UPDATE 4:50 PM -- Bottles of honey cause airport shutdown
Authorities say the suspicious material inside luggage that prompted the shutdown of a California airport turns out to be five soft drink bottles filled with honey.
Kern County Sheriff Donny Youngblood says the bottles, found inside a checked bag at Bakersfield's Meadows Field, had tested positive for traces of an explosive.
Youngblood says investigators are trying to determine whether there was something in the honey or on the bag that caused security alarms to go off shortly before 7:30 a.m. Tuesday.
They have been questioning the bag's owner, 31-year-old Francisco Ramirez, a gardener from Milwaukee who says he flew to Bakersfield to spend Christmas with his sister.
The discovery of the suspicious material halted flights to and from the airport. Two security officers reported feeling ill after being exposed to the bottles.

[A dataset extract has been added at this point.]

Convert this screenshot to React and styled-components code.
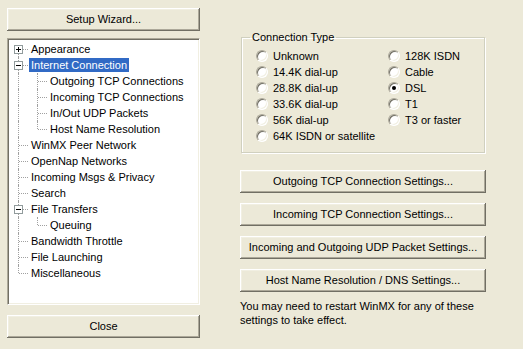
import React from 'react';
import styled, { createGlobalStyle, css } from 'styled-components';

const GlobalStyle = createGlobalStyle`
	html, body {
		margin: 0;
		padding: 0;
		background: #ece9d8;
	}
	body {
		width: 523px;
		height: 349px;
		overflow: hidden;
		font-family: 'Liberation Sans', Arial, sans-serif;
		font-size: 11px;
		color: #000;
	}
`;

const Window = styled.div`
	display: flex;
	box-sizing: border-box;
	width: 523px;
	height: 349px;
	padding: 8px 0 0 7px;
`;

const LeftColumn = styled.div`
	display: flex;
	flex-direction: column;
	width: 193px;
`;

const RightColumn = styled.div`
	display: flex;
	flex-direction: column;
	width: 246px;
	margin-left: 40px;
	padding-top: 23px;
`;

const Button = styled.button`
	display: flex;
	align-items: center;
	justify-content: center;
	box-sizing: border-box;
	width: 100%;
	height: 23px;
	margin: 0;
	padding: 0 0 1px;
	border: none;
	background: #ece9d8;
	font-family: inherit;
	font-size: 11px;
	color: #000;
	box-shadow: inset -1px -1px #716f64, inset 1px 1px #fff, inset -2px -2px #aca899,
		inset 2px 2px #f1efe2;
	${(p) =>
		p.$gap &&
		css`
			margin-top: ${p.$gap}px;
		`}
`;

const Tree = styled.div`
	box-sizing: border-box;
	height: 267px;
	margin-top: 7px;
	background: #fff;
	border: 1px solid;
	border-color: #aca899 #fff #fff #aca899;
	box-shadow: inset 1px 1px #716f64, inset -1px -1px #f1efe2;
	padding: 2px 0 0 1px;
`;

const Row = styled.div`
	display: flex;
	align-items: center;
	height: 16px;
`;

const lineColor = '#a0a0a0';

const Guide = styled.div`
	position: relative;
	flex: none;
	display: flex;
	align-items: center;
	width: 19px;
	height: 16px;
	padding-left: 5px;
	box-sizing: border-box;

	&::before {
		content: '';
		display: ${(p) => (p.$vertical ? 'block' : 'none')};
		position: absolute;
		left: 9px;
		top: ${(p) => (p.$from === 'mid' ? '8px' : '0')};
		bottom: ${(p) => (p.$to === 'mid' ? '8px' : '0')};
		border-left: 1px dotted ${lineColor};
	}

	&::after {
		content: '';
		display: ${(p) => (p.$branch ? 'block' : 'none')};
		position: absolute;
		left: 10px;
		top: 8px;
		width: 9px;
		border-top: 1px dotted ${lineColor};
	}
`;

const ExpanderBox = styled.svg`
	position: relative;
	z-index: 1;
	display: block;
	margin-top: 1px;
`;

const Label = styled.span`
	margin-left: 1px;
	padding: 0 2px;
	line-height: 14px;
	white-space: nowrap;
	${(p) =>
		p.$selected &&
		css`
			background: #316ac5;
			color: #fff;
		`}
`;

const Expander = ({ open }) => (
	<ExpanderBox width="9" height="9" viewBox="0 0 9 9">
		<rect x="0.5" y="0.5" width="8" height="8" fill="#fff" stroke="#919b9c" />
		<path d="M2 4.5h5" stroke="#000" />
		{!open && <path d="M4.5 2v5" stroke="#000" />}
	</ExpanderBox>
);

const tree = [
	{ label: 'Appearance', expander: 'closed' },
	{
		label: 'Internet Connection',
		expander: 'open',
		selected: true,
		children: [
			'Outgoing TCP Connections',
			'Incoming TCP Connections',
			'In/Out UDP Packets',
			'Host Name Resolution',
		],
	},
	{ label: 'WinMX Peer Network' },
	{ label: 'OpenNap Networks' },
	{ label: 'Incoming Msgs & Privacy' },
	{ label: 'Search' },
	{ label: 'File Transfers', expander: 'open', children: ['Queuing'] },
	{ label: 'Bandwidth Throttle' },
	{ label: 'File Launching' },
	{ label: 'Miscellaneous' },
];

const TreeView = () => (
	<Tree>
		{tree.map((node, i) => {
			const first = i === 0;
			const last = i === tree.length - 1;
			return (
				<React.Fragment key={node.label}>
					<Row>
						<Guide $vertical $branch $from={first ? 'mid' : 'top'} $to={last ? 'mid' : 'bottom'}>
							{node.expander && <Expander open={node.expander === 'open'} />}
						</Guide>
						<Label $selected={node.selected}>{node.label}</Label>
					</Row>
					{(node.children || []).map((child, j) => (
						<Row key={child}>
							<Guide $vertical={!last} />
							<Guide
								$vertical
								$branch
								$from="top"
								$to={j === node.children.length - 1 ? 'mid' : 'bottom'}
							/>
							<Label>{child}</Label>
						</Row>
					))}
				</React.Fragment>
			);
		})}
	</Tree>
);

const GroupBox = styled.fieldset`
	box-sizing: border-box;
	width: 244px;
	margin: 0 0 0 1px;
	padding: 4px 0 8px 14px;
	border: 1px solid #d0d0bf;
	box-shadow: inset 1px 1px #fff, 1px 1px #fff;
	border-radius: 0;
`;

const Legend = styled.legend`
	margin-left: -6px;
	padding: 0 2px;
	line-height: 13px;
`;

const RadioGrid = styled.div`
	display: grid;
	grid-template-columns: 132px 1fr;
	grid-auto-flow: column;
	grid-template-rows: repeat(6, 16px);
`;

const RadioItem = styled.label`
	display: flex;
	align-items: center;
	gap: 5px;
	white-space: nowrap;
`;

const RadioCircle = styled.span`
	position: relative;
	box-sizing: border-box;
	flex: none;
	width: 12px;
	height: 12px;
	border-radius: 50%;
	background: #fff;
	border: 1px solid;
	border-color: #aca899 #fff #fff #aca899;
	box-shadow: inset 1px 1px #716f64, inset -1px -1px #f1efe2;

	${(p) =>
		p.$checked &&
		css`
			&::after {
				content: '';
				position: absolute;
				left: 3px;
				top: 3px;
				width: 4px;
				height: 4px;
				border-radius: 50%;
				background: #000;
			}
		`}
`;

const Radio = ({ label, checked }) => (
	<RadioItem>
		<RadioCircle $checked={checked} />
		{label}
	</RadioItem>
);

const leftTypes = ['Unknown', '14.4K dial-up', '28.8K dial-up', '33.6K dial-up', '56K dial-up', '64K ISDN or satellite'];
const rightTypes = ['128K ISDN', 'Cable', 'DSL', 'T1', 'T3 or faster'];

const Note = styled.p`
	margin: 7px 0 0;
	line-height: 14px;
`;

const settingsButtons = [
	'Outgoing TCP Connection Settings...',
	'Incoming TCP Connection Settings...',
	'Incoming and Outgoing UDP Packet Settings...',
	'Host Name Resolution / DNS Settings...',
];

const App = () => (
	<>
		<GlobalStyle />
		<Window>
			<LeftColumn>
				<Button>Setup Wizard...</Button>
				<TreeView />
				<Button $gap={10}>Close</Button>
			</LeftColumn>
			<RightColumn>
				<GroupBox>
					<Legend>Connection Type</Legend>
					<RadioGrid>
						{leftTypes.map((t) => (
							<Radio key={t} label={t} />
						))}
						{rightTypes.map((t) => (
							<Radio key={t} label={t} checked={t === 'DSL'} />
						))}
					</RadioGrid>
				</GroupBox>
				{settingsButtons.map((b, i) => (
					<Button key={b} $gap={i === 0 ? 17 : 10}>
						{b}
					</Button>
				))}
				<Note>
					You may need to restart WinMX for any of these
					<br />
					settings to take effect.
				</Note>
			</RightColumn>
		</Window>
	</>
);

export default App;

"It sounds like, at this point, it's a hazmat issue; it's not terrorist-related or anything like that," said Suzanne Trevino, spokeswoman for the Transportation Security Administration. "It's not a bomb."
The unidentified material was discovered in a checked bag at Meadows Field. The bag's owner has been detained for questioning.
Bakersfield Fire Chief Nick Dunn said it was in a bottle that released fumes. Two TSA officers who were exposed to the fumes were taken to a hospital for evaluation then released with no medical issues, Trevino said.
The discovery closed down the airport around 8:20 a.m., with officials calling in a hazardous material crew. A bomb squad also was dispatched to the airport as a precaution.
At least one SkyWest Airlines flight from San Francisco was diverted to Los Angeles.
The discovery came less than two weeks after a man was charged with trying to destroy a Northwest Airlines flight as it approached Detroit. He is alleged to have smuggled an explosive device on board the aircraft and set if off, but the device sparked only a fire and not the intended explosion.
Airline security has been tightened since the arrest.